▶ Task goal
Would you transcribe the whole listing exactly, minus its pictures?

▶ Data lines

** Begin **

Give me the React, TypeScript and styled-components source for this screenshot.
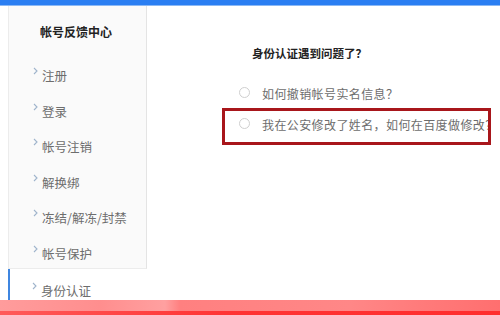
import styled, { createGlobalStyle } from "styled-components";

const GlobalStyle = createGlobalStyle`
  html, body {
    margin: 0;
    padding: 0;
    background: #fff;
  }
  body {
    font-family: "Noto Sans CJK SC", "Liberation Sans", sans-serif;
  }
`;

const Page = styled.div`
  width: 500px;
  height: 315px;
  display: flex;
  flex-direction: column;
  overflow: hidden;
  background: #fff;
`;

const TopBar = styled.div`
  height: 5px;
  flex-shrink: 0;
  background: #2a7ef2;
  border-bottom: 1px solid #8bb8f4;
`;

const Body = styled.div`
  flex: 1;
  display: flex;
  overflow: hidden;
`;

const Sidebar = styled.div`
  width: 139px;
  margin-left: 8px;
  flex-shrink: 0;
  display: flex;
  flex-direction: column;
`;

const Panel = styled.div`
  background: #fafafa;
  border-left: 1px solid #ececec;
  border-right: 1px solid #e4e4e4;
  border-bottom: 1px solid #ececec;
  padding-bottom: 1px;
`;

const PanelTitle = styled.div`
  padding: 18px 0 0 31px;
  line-height: 16px;
  height: 16px;
  font-size: 12px;
  font-weight: bold;
  color: #222;
  margin-bottom: 14px;
`;

const NavItem = styled.div<{ $active?: boolean }>`
  height: 35.5px;
  box-sizing: border-box;
  display: flex;
  align-items: flex-start;
  padding: 13px 0 0 ${(p) => (p.$active ? 22 : 24)}px;
  border-left: ${(p) => (p.$active ? "2px solid #3f86e0" : "none")};
  background: ${(p) => (p.$active ? "#fff" : "transparent")};
  font-size: 12.5px;
  line-height: 17px;
  color: #6d6d6d;
`;

const Chevron = styled.svg`
  width: 5px;
  height: 8px;
  margin: 0 4px 0 0;
  flex-shrink: 0;
`;

const Main = styled.div`
  flex: 1;
  padding: 39px 0 0 75px;
`;

const Heading = styled.div`
  margin-left: 30px;
  font-size: 11.5px;
  font-weight: bold;
  line-height: 16px;
  color: #222;
  margin-bottom: 17px;
`;

const Option = styled.div<{ $highlighted?: boolean }>`
  width: 269px;
  box-sizing: border-box;
  height: ${(p) => (p.$highlighted ? 37 : 31)}px;
  margin-top: ${(p) => (p.$highlighted ? -1.5 : 0)}px;
  padding: 0 0 ${(p) => (p.$highlighted ? 3 : 0)}px 14px;
  border: 3.5px solid ${(p) => (p.$highlighted ? "#a8161b" : "transparent")};
  display: flex;
  align-items: center;
  overflow: hidden;
  white-space: nowrap;
  font-size: 12px;
  letter-spacing: 0.4px;
  color: #6d6d6d;
`;

const Radio = styled.span`
  width: 11px;
  height: 11px;
  box-sizing: border-box;
  border: 1px solid #cfcfcf;
  border-radius: 50%;
  background: #fff;
  flex-shrink: 0;
  margin: 0 12px 3px 0;
`;

const Band = styled.div`
  height: 15px;
  flex-shrink: 0;
  display: flex;
  flex-direction: column;
`;

const BandTop = styled.div`
  flex: 1;
  background: linear-gradient(
    90deg,
    #ff9c9c 0%,
    #ff8e8e 20%,
    #ffa0a0 33%,
    #ff8080 36%,
    #ff8787 70%,
    #ff7a7a 85%,
    #ff6f6f 100%
  );
`;

const BandBottom = styled.div`
  height: 4px;
  background: linear-gradient(90deg, #ff5a5a 0%, #ff3434 45%, #ff2d2d 100%);
`;

const ChevronIcon = () => (
  <Chevron viewBox="0 0 5 8">
    <path d="M1 1 L4 4 L1 7" fill="none" stroke="#9fb4cc" strokeWidth="1.1" />
  </Chevron>
);

const items = ["注册", "登录", "帐号注销", "解换绑", "冻结/解冻/封禁", "帐号保护"];

export default function App() {
  return (
    <Page>
      <GlobalStyle />
      <TopBar />
      <Body>
        <Sidebar>
          <Panel>
            <PanelTitle>帐号反馈中心</PanelTitle>
            {items.map((label) => (
              <NavItem key={label}>
                <ChevronIcon />
                {label}
              </NavItem>
            ))}
          </Panel>
          <NavItem $active>
            <ChevronIcon />
            身份认证
          </NavItem>
        </Sidebar>
        <Main>
          <Heading>身份认证遇到问题了？</Heading>
          <Option>
            <Radio />
            如何撤销帐号实名信息？
          </Option>
          <Option $highlighted>
            <Radio />
            我在公安修改了姓名，如何在百度做修改？
          </Option>
        </Main>
      </Body>
      <Band>
        <BandTop />
        <BandBottom />
      </Band>
    </Page>
  );
}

** End **

▶ Result of this task
Give me the React, TypeScript and styled-components source for this screenshot.
import styled, { createGlobalStyle } from "styled-components";

const GlobalStyle = createGlobalStyle`
  html, body {
    margin: 0;
    padding: 0;
    background: #fff;
  }
  body {
    font-family: "Noto Sans CJK SC", "Liberation Sans", sans-serif;
  }
`;

const Page = styled.div`
  width: 500px;
  height: 315px;
  display: flex;
  flex-direction: column;
  overflow: hidden;
  background: #fff;
`;

const TopBar = styled.div`
  height: 5px;
  flex-shrink: 0;
  background: #2a7ef2;
  border-bottom: 1px solid #8bb8f4;
`;

const Body = styled.div`
  flex: 1;
  display: flex;
  overflow: hidden;
`;

const Sidebar = styled.div`
  width: 139px;
  margin-left: 8px;
  flex-shrink: 0;
  display: flex;
  flex-direction: column;
`;

const Panel = styled.div`
  background: #fafafa;
  border-left: 1px solid #ececec;
  border-right: 1px solid #e4e4e4;
  border-bottom: 1px solid #ececec;
  padding-bottom: 1px;
`;

const PanelTitle = styled.div`
  padding: 18px 0 0 31px;
  line-height: 16px;
  height: 16px;
  font-size: 12px;
  font-weight: bold;
  color: #222;
  margin-bottom: 14px;
`;

const NavItem = styled.div<{ $active?: boolean }>`
  height: 35.5px;
  box-sizing: border-box;
  display: flex;
  align-items: flex-start;
  padding: 13px 0 0 ${(p) => (p.$active ? 22 : 24)}px;
  border-left: ${(p) => (p.$active ? "2px solid #3f86e0" : "none")};
  background: ${(p) => (p.$active ? "#fff" : "transparent")};
  font-size: 12.5px;
  line-height: 17px;
  color: #6d6d6d;
`;

const Chevron = styled.svg`
  width: 5px;
  height: 8px;
  margin: 0 4px 0 0;
  flex-shrink: 0;
`;

const Main = styled.div`
  flex: 1;
  padding: 39px 0 0 75px;
`;

const Heading = styled.div`
  margin-left: 30px;
  font-size: 11.5px;
  font-weight: bold;
  line-height: 16px;
  color: #222;
  margin-bottom: 17px;
`;

const Option = styled.div<{ $highlighted?: boolean }>`
  width: 269px;
  box-sizing: border-box;
  height: ${(p) => (p.$highlighted ? 37 : 31)}px;
  margin-top: ${(p) => (p.$highlighted ? -1.5 : 0)}px;
  padding: 0 0 ${(p) => (p.$highlighted ? 3 : 0)}px 14px;
  border: 3.5px solid ${(p) => (p.$highlighted ? "#a8161b" : "transparent")};
  display: flex;
  align-items: center;
  overflow: hidden;
  white-space: nowrap;
  font-size: 12px;
  letter-spacing: 0.4px;
  color: #6d6d6d;
`;

const Radio = styled.span`
  width: 11px;
  height: 11px;
  box-sizing: border-box;
  border: 1px solid #cfcfcf;
  border-radius: 50%;
  background: #fff;
  flex-shrink: 0;
  margin: 0 12px 3px 0;
`;

const Band = styled.div`
  height: 15px;
  flex-shrink: 0;
  display: flex;
  flex-direction: column;
`;

const BandTop = styled.div`
  flex: 1;
  background: linear-gradient(
    90deg,
    #ff9c9c 0%,
    #ff8e8e 20%,
    #ffa0a0 33%,
    #ff8080 36%,
    #ff8787 70%,
    #ff7a7a 85%,
    #ff6f6f 100%
  );
`;

const BandBottom = styled.div`
  height: 4px;
  background: linear-gradient(90deg, #ff5a5a 0%, #ff3434 45%, #ff2d2d 100%);
`;

const ChevronIcon = () => (
  <Chevron viewBox="0 0 5 8">
    <path d="M1 1 L4 4 L1 7" fill="none" stroke="#9fb4cc" strokeWidth="1.1" />
  </Chevron>
);

const items = ["注册", "登录", "帐号注销", "解换绑", "冻结/解冻/封禁", "帐号保护"];

export default function App() {
  return (
    <Page>
      <GlobalStyle />
      <TopBar />
      <Body>
        <Sidebar>
          <Panel>
            <PanelTitle>帐号反馈中心</PanelTitle>
            {items.map((label) => (
              <NavItem key={label}>
                <ChevronIcon />
                {label}
              </NavItem>
            ))}
          </Panel>
          <NavItem $active>
            <ChevronIcon />
            身份认证
          </NavItem>
        </Sidebar>
        <Main>
          <Heading>身份认证遇到问题了？</Heading>
          <Option>
            <Radio />
            如何撤销帐号实名信息？
          </Option>
          <Option $highlighted>
            <Radio />
            我在公安修改了姓名，如何在百度做修改？
          </Option>
        </Main>
      </Body>
      <Band>
        <BandTop />
        <BandBottom />
      </Band>
    </Page>
  );
}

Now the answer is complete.